Neil Raymond dedicated the biggest win of his golfing career to his grandfather after his remarkable victory in the Brabazon Trophy.
The 25-year-old from Titchfield Common turned in a quality display of golf to win the coveted English Amateur Strokeplay title by one stroke at Burnham & Berrow Golf Club in Somerset and succeed Rowlands Castle’s Darren Wright as champion.
But after firing his fine opening round of 70 to lead the field at one under par, Raymond got the shock news his grandfather Eric had died at the age of 76.
Raymond said: ‘It was fantastic to be leading after day one but then I got the phonecall on Thursday afternoon from my dad and it was one of the worst phonecalls I’ve ever had.
‘I was in a great mood, leading by two and the only person to shoot under par, but to get that call changed everything.
‘I thought of pulling out but I’m glad I didn’t, so I dedicate this victory to him and to my parents.
‘Everyone says how proud he would have been and I think he would, too.’
Leading by two after the first day and with the news still raw, it was perhaps an even more remarkable achievement the Corhampton star shot a three-under par 68 on day two to maintain a two-stroke lead over eventual runner-up Alan Dunbar.
After a third round 74, he still enjoyed a five-stroke lead going into the final day and while that disappeared on the front nine, he eventually edged out Andy Sullivan, who finished in joint second.
But Raymond believes a new sense of perspective helped him to find some stunning form.
He said: ‘I just tried to take each step as it came along.
‘I didn’t really block it all out.
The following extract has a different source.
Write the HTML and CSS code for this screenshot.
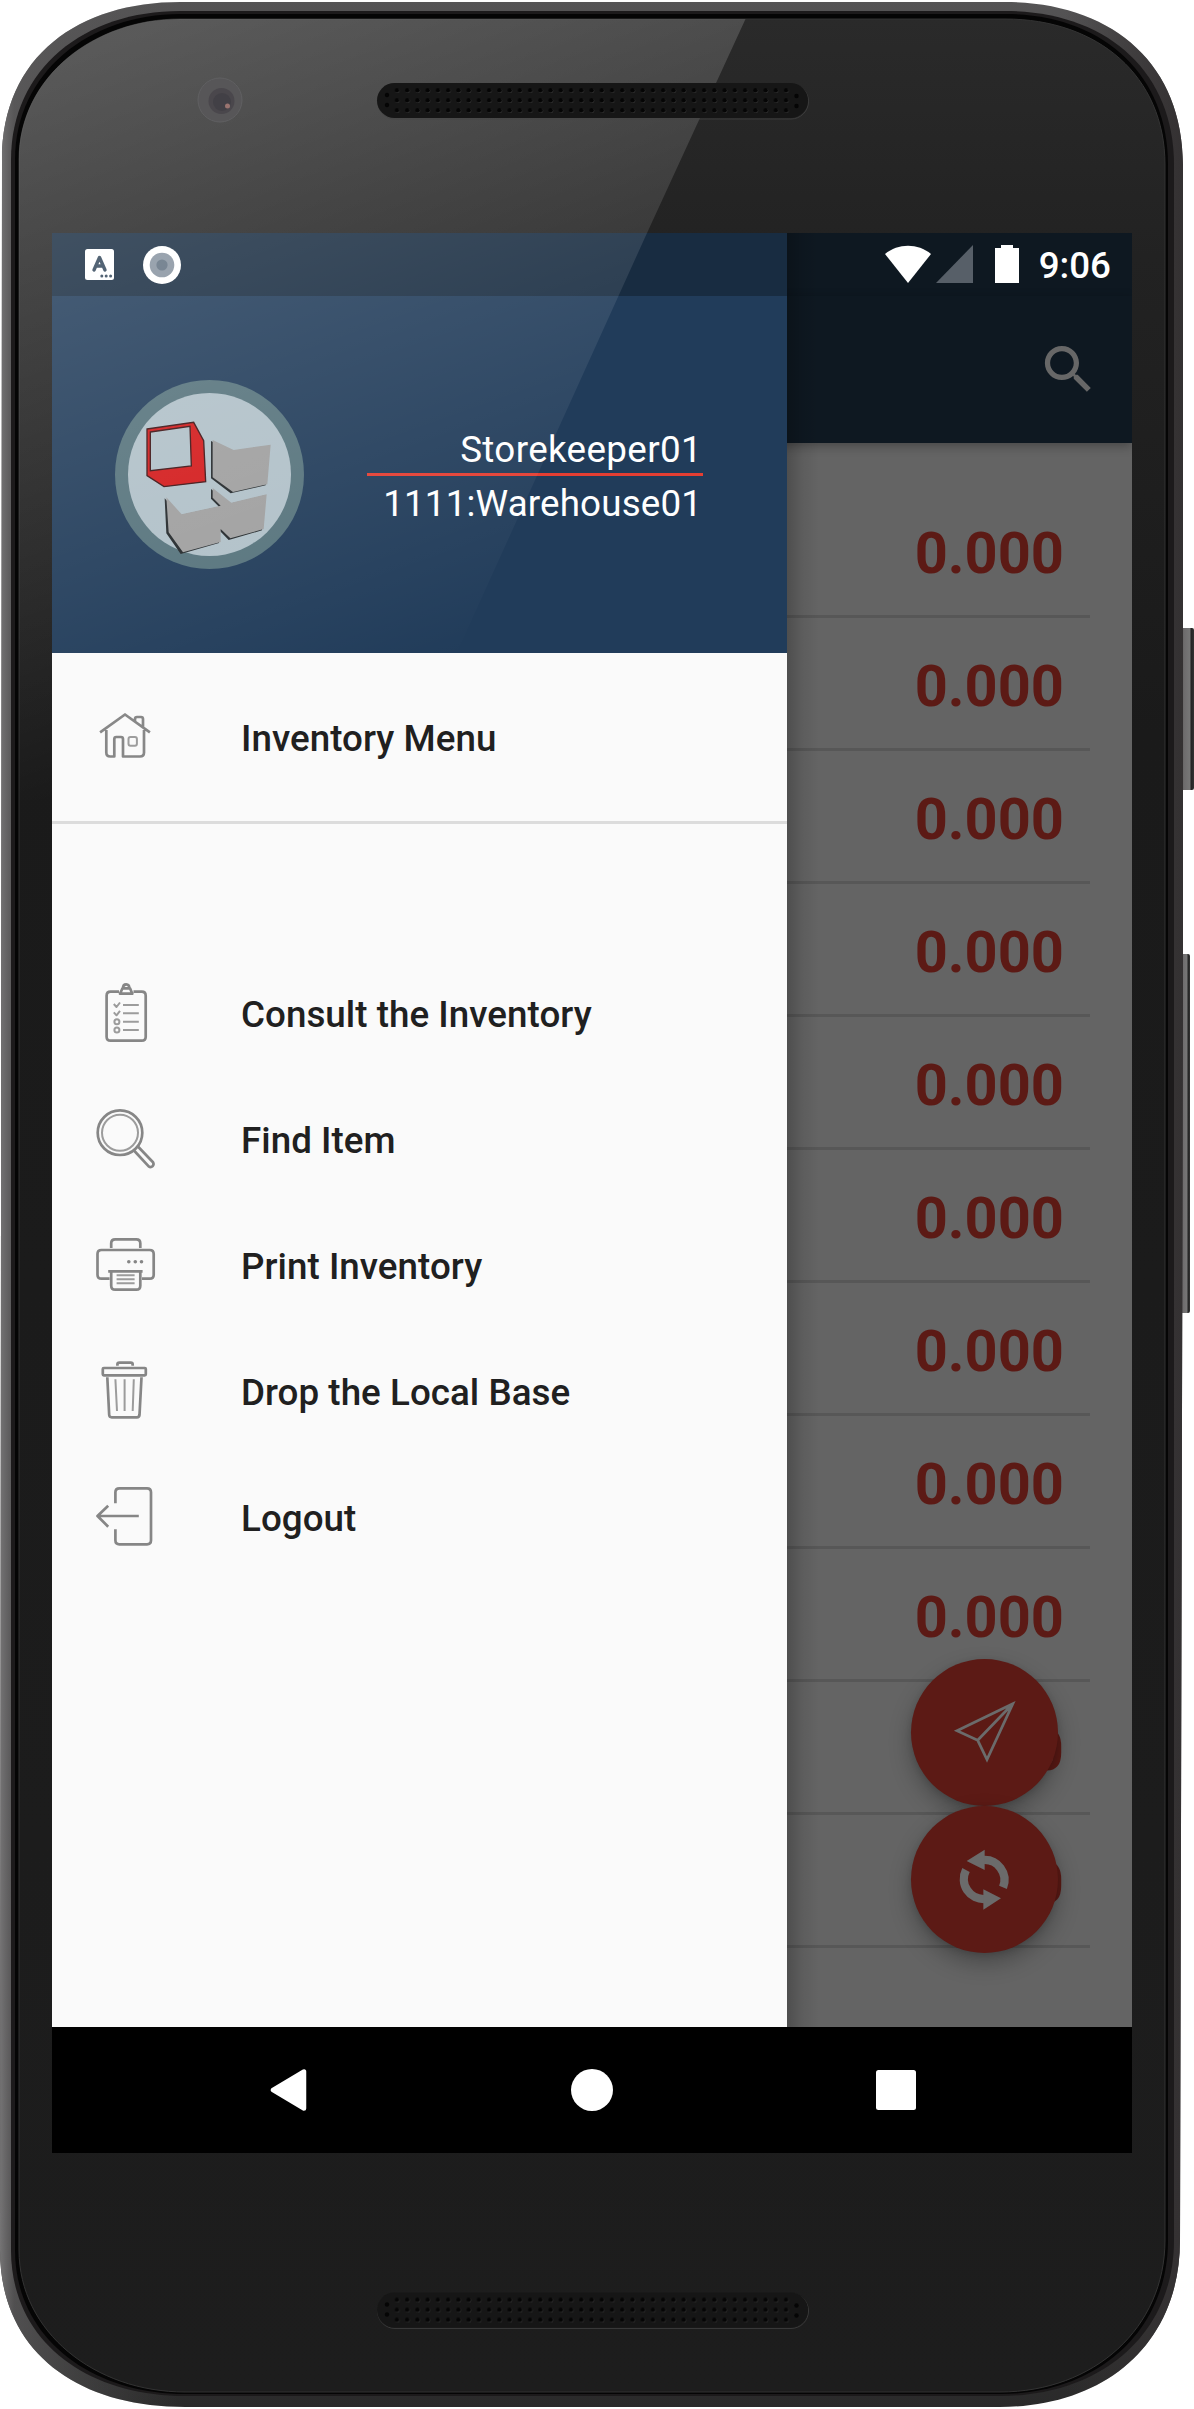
FILE: index.html
```html
<!DOCTYPE html>
<html lang="en">
<head>
<meta charset="utf-8">
<title>Inventory</title>
<link rel="stylesheet" href="styles.css">
</head>
<body>
<div class="device">
  <svg class="shell" viewBox="0 0 1194 2409" aria-hidden="true">
    <defs>
      <linearGradient id="frame" x1="0" y1="0" x2="0" y2="1">
        <stop offset="0" stop-color="#555455"/><stop offset=".06" stop-color="#464445"/>
        <stop offset=".9" stop-color="#3b393a"/><stop offset="1" stop-color="#2a2a2a"/>
      </linearGradient>
      <linearGradient id="edge" x1="0" y1="0" x2="1" y2="0">
        <stop offset="0" stop-color="#757475"/><stop offset=".012" stop-color="#5e5d5e" stop-opacity=".7"/>
        <stop offset=".15" stop-color="#555" stop-opacity="0"/><stop offset=".9" stop-color="#343132" stop-opacity="0"/>
        <stop offset="1" stop-color="#343132"/>
      </linearGradient>
      <linearGradient id="face" x1="0" y1="0" x2="0" y2="1">
        <stop offset="0" stop-color="#2a2a2a"/><stop offset=".1" stop-color="#222"/>
        <stop offset=".3" stop-color="#1a1a1a"/><stop offset="1" stop-color="#1d1d1d"/>
      </linearGradient>
      <linearGradient id="key" x1="0" y1="0" x2="1" y2="0">
        <stop offset="0" stop-color="#555"/><stop offset=".3" stop-color="#6e6c6d"/>
        <stop offset=".72" stop-color="#777"/><stop offset=".78" stop-color="#222"/><stop offset="1" stop-color="#333"/>
      </linearGradient>
      <pattern id="holes" x="391.9" y="85" width="10.24" height="10" patternUnits="userSpaceOnUse">
        <circle cx="5.6" cy="5.8" r="2.2" fill="#333"/><circle cx="5.1" cy="5.3" r="2.2" fill="#050505"/>
      </pattern>
    </defs>
    <rect x="1180" y="628" width="14" height="162" rx="2" fill="url(#key)"/>
    <rect x="1180" y="954" width="10" height="359" rx="2" fill="url(#key)"/>
    <path fill="url(#frame)" d="M180 2H1005C1110 2 1183 62 1183 165V1000L1180 2240C1180 2345 1104 2407 1000 2407H185C75 2407 0 2350 0 2250L2 160C2 55 80 2 180 2Z"/>
    <path fill="url(#edge)" d="M180 2H1005C1110 2 1183 62 1183 165V1000L1180 2240C1180 2345 1104 2407 1000 2407H185C75 2407 0 2350 0 2250L2 160C2 55 80 2 180 2Z"/>
    <path fill="#1c1a1b" d="M180 11H1005C1105 11 1174 70 1174 165V2240C1174 2335 1100 2396 1000 2396H185C85 2396 11 2340 11 2250V160C11 68 85 11 180 11Z"/>
    <path fill="#050505" d="M180 14H1005C1100 14 1168 72 1168 165V2240C1168 2332 1096 2394 1000 2394H185C90 2394 15 2337 15 2250V160C15 72 90 14 180 14Z"/>
    <path fill="url(#face)" stroke="#333" d="M180 19H1005C1098 19 1165 76 1165 165V2240C1165 2328 1094 2392 1000 2392H185C95 2392 19 2332 19 2250V160C19 76 95 19 180 19Z"/>
  </svg>

  <div class="screen">
    <main class="app">
      <div class="statusbar">
        <svg width="46" height="38" viewBox="0 0 46 38"><path d="M0 9C13-2 33-2 46 9L23 38Z" fill="#fff"/></svg>
        <svg class="signal" width="37" height="38" viewBox="0 0 37 38"><path d="M37 0V38H0Z" fill="#575f68"/></svg>
        <svg class="battery" width="24" height="38" viewBox="0 0 24 38"><path d="M6 0H18V3H24V38H0V3H6Z" fill="#fff"/></svg>
        <span class="clock">9:06</span>
      </div>
      <header class="appbar">
        <svg width="63" height="63" viewBox="0 0 24 24"><path fill="#676767" d="M15.5 14h-.79l-.28-.27C15.41 12.59 16 11.11 16 9.5 16 5.91 13.09 3 9.5 3S3 5.91 3 9.5 5.91 16 9.5 16c1.61 0 3.09-.59 4.23-1.57l.27.28v.79l5 4.99L20.49 19l-4.99-5zm-6 0C7.01 14 5 11.99 5 9.5S7.01 5 9.5 5 14 7.01 14 9.5 11.99 14 9.5 14z"/></svg>
      </header>
      <ul class="stock">
        <li>0.000</li><li>0.000</li><li>0.000</li><li>0.000</li><li>0.000</li><li>0.000</li>
        <li>0.000</li><li>0.000</li><li>0.000</li><li>0.000</li><li>0.000</li>
      </ul>
      <div class="fabs">
        <button class="fab" aria-label="Send">
          <svg width="147" height="147" viewBox="0 0 147 147"><path d="M101.800 44.800L46 71.700L66.700 81.300L76 100.500ZM101.800 44.800L66.700 81.300" fill="none" stroke="#6b6b6b" stroke-width="2.7"/></svg>
        </button>
        <button class="fab" aria-label="Refresh">
          <svg width="147" height="147" viewBox="393 738 441 441"><g fill="none" stroke="#6b6b6b" stroke-width="25"><path d="M608 900A60 60 0 0 1 669 982"/><path d="M616 1017A60 60 0 0 1 558 930"/></g><path d="M560 903L614 869V930ZM663 1015L610 988V1049Z" fill="#6b6b6b"/></svg>
        </button>
      </div>
    </main>

    <aside class="drawer">
      <div class="drawer-status">
        <svg width="29" height="31" viewBox="0 0 29 31"><rect width="29" height="31" rx="2.5" fill="#fff"/><path d="M9 21L14.5 8.5L20 21M11 17H18" fill="none" stroke="#33475b" stroke-width="3.4" stroke-linecap="round" stroke-linejoin="round"/><g fill="#33475b"><circle cx="16.8" cy="27" r="1.5"/><circle cx="21.2" cy="27" r="1.5"/><circle cx="25.6" cy="27" r="1.5"/></g></svg>
        <svg width="38" height="38" viewBox="0 0 38 38"><circle cx="19" cy="19" r="19" fill="#fff"/><circle cx="19" cy="19" r="12.3" fill="#8793a0"/><circle cx="19" cy="19" r="5.6" fill="#617181"/></svg>
      </div>
      <div class="profile">
        <svg class="avatar" width="189" height="189" viewBox="45 60 567 567">
          <circle cx="328.5" cy="343.5" r="283.5" fill="#56737c"/>
          <circle cx="328.5" cy="343.5" r="244.5" fill="#b0c0c8"/>
          <g fill="#22272a" transform="translate(-5 3)">
            <path d="M338 240L401 270L512 254L502 373L397 397L338 352Z"/>
            <path d="M338 384L394 428L500 403L491 508L391 537L362 507V546L247 579L204 517L199 412L245 463L362 437L338 413Z"/>
          </g>
          <g fill="#9f9f9f">
            <path d="M338 240L401 270L512 254L502 373L399 396L338 352Z"/>
            <path d="M338 384L394 428L500 403L491 507L391 535L362 507V546L249 577L206 517L199 412L245 463L362 437L338 413Z"/>
          </g>
          <path fill="#d31a1b" stroke="#3d1214" stroke-width="4" fill-rule="evenodd" d="M141 207L281 187L311 242L317 365L192 380L141 347ZM151 216L270 199L274 318L151 332Z"/>
        </svg>
        <div class="identity">
          <span class="user">Storekeeper01</span>
          <span class="site">1111:Warehouse01</span>
        </div>
      </div>
      <nav class="menu">
        <a class="item">
          <svg class="icon" viewBox="0 0 63 63"><path d="M6.1 26.3L31 8.5L55.9 26.3M41 15V13Q41 11 43 11H47Q49 11 49 13V20.5M12.3 24V46.5Q12.3 50.5 16.3 50.5H20.3V33Q20.3 31 22.3 31H27Q29 31 29 33V50.5H46Q50 50.5 50 46.5V24"/><rect class="thin" x="34.5" y="31" width="8.4" height="8.8" rx="2"/></svg>
          <span>Inventory Menu</span>
        </a>
        <div class="rule"></div>
        <a class="item">
          <svg class="icon" viewBox="0 0 63 63"><path d="M25 9.7H16.6Q12.6 9.7 12.6 13.7V54.7Q12.6 58.7 16.6 58.7H47.7Q51.7 58.7 51.7 54.7V13.7Q51.7 9.7 47.7 9.7H39.5M28.5 6.3H36L38.3 11.7H26ZM29 6.3Q29 2.3 32.2 2.3T35.3 6.3"/><path class="thin" d="M29 23H44.8M29 31.3H44.8M29 39.7H44.8M29 48H44.8M19.8 22L22.5 25L26 20.5M19.8 30.3L22.5 33.3L26 28.8"/><circle class="thin" cx="22.9" cy="39.7" r="2.5"/><circle class="thin" cx="22.9" cy="48" r="2.5"/></svg>
          <span>Consult the Inventory</span>
        </a>
        <a class="item">
          <svg class="icon" viewBox="0 0 63 63"><circle cx="26" cy="24.7" r="22.3"/><circle class="thin" cx="26" cy="24.7" r="18"/><path d="M43.2 37.8L59 54.2Q60.2 56.3 58.8 58Q56.8 59.8 54.7 58.4L39.5 42"/></svg>
          <span>Find Item</span>
        </a>
        <a class="item">
          <svg class="icon" viewBox="0 0 63 63"><path d="M17.2 14V9.3Q17.2 5.3 21.2 5.3H42.3Q46.3 5.3 46.3 9.3V14M15.5 44.7H7.5Q3.5 44.7 3.5 40.7V20Q3.5 16 7.5 16H55.7Q59.7 16 59.7 20V40.7Q59.7 44.7 55.7 44.7H48M14.2 37.3H48.6M17.2 37.3V51.7Q17.2 55.7 21.2 55.7H42.3Q46.3 55.7 46.3 51.7V37.3"/><path class="thin" d="M22.6 41.3H40.6M22.6 45.3H40.6M22.6 49.3H40.6"/><g class="dots"><circle cx="34.8" cy="27.7" r="1.8"/><circle cx="41.3" cy="27.7" r="1.8"/><circle cx="47.5" cy="27.7" r="1.8"/></g></svg>
          <span>Print Inventory</span>
        </a>
        <a class="item">
          <svg class="icon" viewBox="0 0 63 63"><rect x="8.8" y="8" width="43" height="7.3" rx="1"/><path d="M23.4 5.7V4.5Q23.4 2.7 25.4 2.7H36.7Q38.7 2.7 38.7 4.5V5.7M13.3 17.3L15.2 55Q15.4 57.3 17.7 57.3H43Q45.2 57.3 45.5 55L47.5 17.3"/><path class="thin" d="M21.4 19.3L23 51M30.6 19.3V51M39.8 19.3L38.7 51"/></svg>
          <span>Drop the Local Base</span>
        </a>
        <a class="item">
          <svg class="icon" viewBox="0 0 63 63"><path d="M21.4 17.3V6.3Q21.4 2.3 25.4 2.3H53Q57 2.3 57 6.3V54.3Q57 58.3 53 58.3H25.4Q21.4 58.3 21.4 54.3V43.3M44.8 30H3.5M14.2 19.7L3.5 30L14.2 40.7"/></svg>
          <span>Logout</span>
        </a>
      </nav>
    </aside>

    <footer class="navbar">
      <svg width="42" height="42" viewBox="0 0 42 42"><path d="M6 21L37 2.500V39.500Z" fill="#fff" stroke="#fff" stroke-width="4.500" stroke-linejoin="round"/></svg>
      <svg width="42" height="42" viewBox="0 0 42 42"><circle cx="21" cy="21" r="21" fill="#fff"/></svg>
      <svg width="40" height="40" viewBox="0 0 40 40"><rect width="40" height="40" rx="2.5" fill="#fff"/></svg>
    </footer>
  </div>

  <svg class="shell glass" viewBox="0 0 1194 2409" aria-hidden="true">
    <defs>
      <linearGradient id="glare" gradientUnits="userSpaceOnUse" x1="0" y1="0" x2="260" y2="728">
        <stop offset="0" stop-color="#fff" stop-opacity=".25"/><stop offset="1" stop-color="#fff" stop-opacity="0"/>
      </linearGradient>
    </defs>
    <path fill="url(#glare)" d="M180 19H745.5L647 233L390 800H19V160C19 76 95 19 180 19Z"/>
    <circle cx="220" cy="100" r="22" fill="#575658" stroke="#606062"/>
    <circle cx="221.5" cy="101" r="13" fill="#4a474c"/>
    <circle cx="222" cy="102" r="9" fill="#424046"/>
    <circle cx="227.5" cy="106" r="2.5" fill="#9a7470"/>
    <g id="speaker">
      <rect x="377.5" y="84" width="431" height="35" rx="17.5" fill="none" stroke="#444" stroke-opacity=".7"/>
      <rect x="377" y="83" width="431" height="35" rx="17.5" fill="#161616"/>
      <rect x="391.9" y="85" width="399.4" height="30" fill="url(#holes)"/>
      <g fill="#050505"><circle cx="387" cy="95" r="2.2"/><circle cx="387" cy="105" r="2.2"/><circle cx="796.5" cy="96" r="2.2"/><circle cx="796.5" cy="106" r="2.2"/></g>
    </g>
    <use href="#speaker" y="2209.5"/>
  </svg>
</div>
</body>
</html>
```
FILE: styles.css
```css
* { box-sizing: border-box; }
body { margin: 0; background: #fff; font-family: Roboto, sans-serif; }
svg { display: block; flex: none; }

.device { position: relative; width: 1194px; height: 2409px; padding: 233px 62px 256px 52px; overflow: hidden; }
.shell { position: absolute; inset: 0; width: 1194px; height: 2409px; }
.glass { pointer-events: none; }

/* 1080 x 1920 display: app and drawer share one grid row, the system bar sits below */
.screen { position: relative; display: grid; grid-template: 1794px 126px / 735px 345px; background: #000; }
.app { grid-area: 1 / 1 / 2 / 3; display: flex; flex-direction: column; background: #646464; position: relative; isolation: isolate; overflow: hidden; }
.drawer { grid-area: 1 / 1 / 2 / 2; position: relative; background: #fafafa; }
.drawer::after { content: ""; position: absolute; left: 100%; top: 0; width: 32px; height: 100%; background: linear-gradient(90deg, rgba(0,0,0,.22), rgba(0,0,0,.07) 50%, transparent); }

.statusbar { display: flex; justify-content: flex-end; flex: none; height: 63px; padding: 12px 21px 0 0; background: #0e1821; }
.signal { margin-left: 5px; }
.battery { margin-left: 22px; }
.clock { margin: -1px 0 0 20px; color: #fff; font-size: 36.75px; font-weight: 500; line-height: 43px; }
.appbar { display: flex; justify-content: flex-end; align-items: center; height: 147px; padding-right: 32px; background: #0e1821; box-shadow: 0 3px 10px rgba(0,0,0,.3); flex: none; z-index: 1; }

.stock { list-style: none; margin: 0; padding: 42px 42px 0; }
.stock li { height: 133px; padding: 7px 26px 0 0; border-bottom: 3px solid #575757; color: #5c1a15; font-size: 57.75px; font-weight: 700; line-height: 123px; text-align: right; }

.fabs { position: absolute; right: 74px; bottom: 74px; }
.fab { display: block; width: 147px; height: 147px; padding: 0; border: 0; border-radius: 50%; background: #5c1a15; box-shadow: 0 10px 22px rgba(0,0,0,.28), 0 2px 6px rgba(0,0,0,.12); }

.drawer-status { display: flex; align-items: center; gap: 29px; height: 63px; padding-left: 33px; background: #182c41; }
.profile { display: flex; justify-content: space-between; height: 357px; padding: 84px 84px 0 63px; background: #213c5a; }
.identity { display: flex; flex-direction: column; width: 336px; padding-top: 48px; color: #fff; font-size: 36.75px; line-height: 43px; text-align: right; }
.user { box-sizing: content-box; height: 45px; padding-right: 1px; border-bottom: 3px solid #e53e32; letter-spacing: .36px; }
.site { padding: 6px 1px 0 0; letter-spacing: .15px; }

.menu { padding-top: 21px; }
.item { display: flex; align-items: center; gap: 84px; height: 126px; padding-left: 42px; color: #202020; font-size: 36.75px; font-weight: 500; line-height: 43px; letter-spacing: .04px; }
.item span { padding-top: 2px; }
.rule { height: 3px; margin: 21px 0 126px; background: #dcdcdc; }
.icon { width: 63px; height: 63px; fill: none; stroke: #868686; stroke-width: 2.7; stroke-linejoin: round; }
.icon .thin { stroke: #9c9c9c; stroke-width: 2; }
.icon .dots { fill: #868686; stroke: none; }

.navbar { grid-area: 2 / 1 / 3 / 3; display: grid; grid-template-columns: repeat(3, 304px); justify-content: center; justify-items: center; align-items: center; }
```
Every time I hit a bad shot, I just thought “there are more important things in life”.
‘Having that attitude took a lot of pressure off.
‘I didn’t play very well on the third day and I was just saying “it’s a game of golf. Win or lose, it’s just not that important”.
‘So that gave me a lot of perspective. It’s so easy to get wrapped up in your sport sometimes.
‘It was an emotional rollercoaster, though.
‘I believed I was good enough to win a national event and I just had to do it.
‘To do it under those circumstances, probably made it easier in a funny way.
‘It just took the pressure off because I wasn’t thinking about what winning could do for me.
‘Whatever I did, it seemed to work.’
It also showed how important the support of the tight-knit Raymond family had been after the talented golfer’s parents watched him lift the prize over the weekend.
Raymond said: ‘My parents came up on Saturday morning and we had breakfast together and a long chat.
‘We got a lot of emotion out and that meant I could concentrate on playing golf.
‘It was great to have them there to see it and my dad had just lost his dad so you want to support him as much as you can as well.
‘I love winning but if my mum and dad aren’t there to share it with me, it doesn’t feel the same.
‘They have supported me throughout my career and nothing would have been possible without them.’
Raymond has now given himself a real chance of a late run towards Walker Cup selection later this year.
But he will need to prove his consistency over the rest of the season.
Wright, meanwhile, underwent a bizarre tournament with 17 strokes difference in his two rounds as he defended his title.
He shot a disastrous 15-over-par 86 on the first day but then roared back with a dazzling two-under-par 69 on day two to miss the halfway cut by just one stroke.
Both men will have one eye on the English Amateur Championship at Woburn next month to further their claims for selection.